Certain images are scalded into our memory. Regardless of time or distance, these images are too powerful to be forgotten. These are the moments that shake us so deeply that they re-shape us.
Lago Agrio is a small dusty town on the Colombian-Ecuadorian border. It’s a town that is ruled by drug lords, petroleum machos, and police looking for bribes. But in between, and on the outskirts, are the quiet hardworking families, campesinos and indigenous people who struggle to survive.
The first time I was in Lago Agrio – five years earlier, I saw only the surface. On a trip that forever captured by heart, we followed a spectacular winding river, the Aguarico, into the Amazon Basin. There, we had the fortune of seeing the spellbinding beauty that iridescent butterflies and freshwater pink dolphins dance for. And now, years later, I am thankful that these were my initial impressions; that I was able to see this sacred place in an unscarred state first.
When I returned, our purpose was different. Lago Agrio is one of the first major pumping stations that amasses the petroleum extracted from wells located throughout Ecuador’s Amazon and funnels it into one of two pipelines that runs up the Andes and back down to the Pacific coast for export. It is estimated that more than twice the Exxon Valdez has been spilt in Ecuador’s Amazon, but less than a fraction of it has been cleaned up. While the carcinogenic and toxicological effects of petroleum contamination are well documented, it was hard for me to grasp the gravity of these projects until I saw them firsthand. But these images are now scalded into my memory.
The second time I travelled to Ecuador was through the Trent-in-Ecuador Program. And while I couldn’t fully comprehend it at the time, with the distance of a decade, I can see that this Program profoundly shaped my decision to practice environmental and aboriginal law.

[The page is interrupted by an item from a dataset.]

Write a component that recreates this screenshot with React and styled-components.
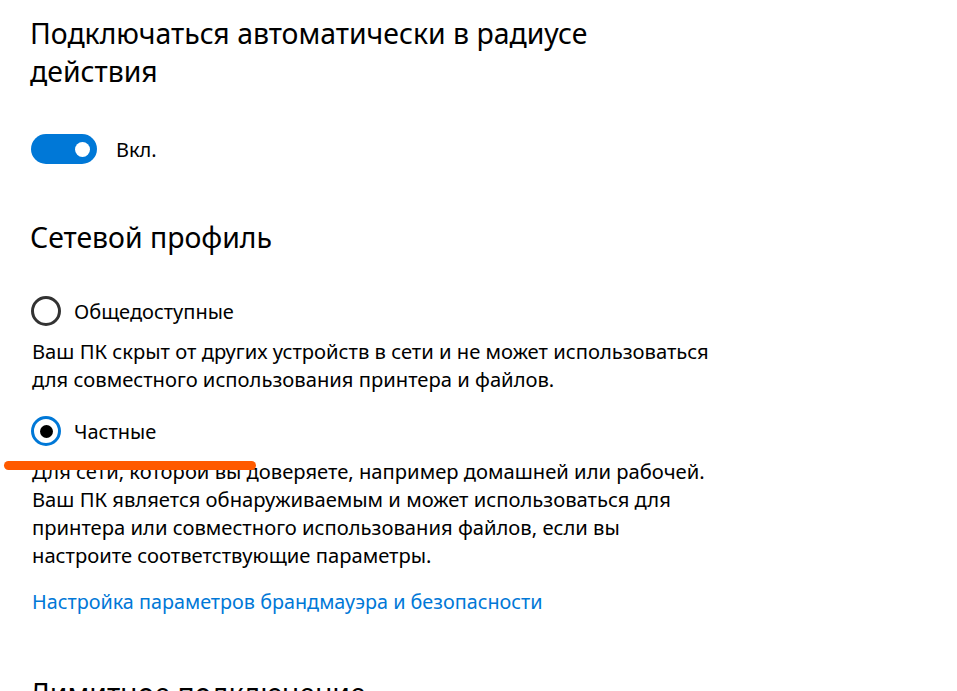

When I found myself cross-examining the executives and experts for the Enbridge Northern Gateway Pipeline project this fall, I thought of the exceptional Ecuadorian families, campesinos and indigenous people who are directly affected by petroleum contamination and are forced to cope with petroleum related health problems. I continue to draw inspiration from the lawyers, doctors and activists I worked with in Ecuador to document the impacts of petroleum contamination. Collectively, these people taught me about the fundamental need to carefully evaluate, and fully comprehend, the likely social, cultural and environmental impacts of an oil pipeline, and its related oil contamination, prior to approving a project.
The National Energy Board’s review of the proposed Enbridge Northern Gateway Pipeline project makes it clear that Canada, like Ecuador, is struggling to reconcile the risks and benefits of the petroleum extractive industry. Public evaluations of these types of projects are necessary: they provide an arena for defining national policies, they require us to evaluate the benefits against the burdens, and ultimately, they shape the future of our Nation.
When I left for Ecuador, I didn’t expect that this is where I would end up.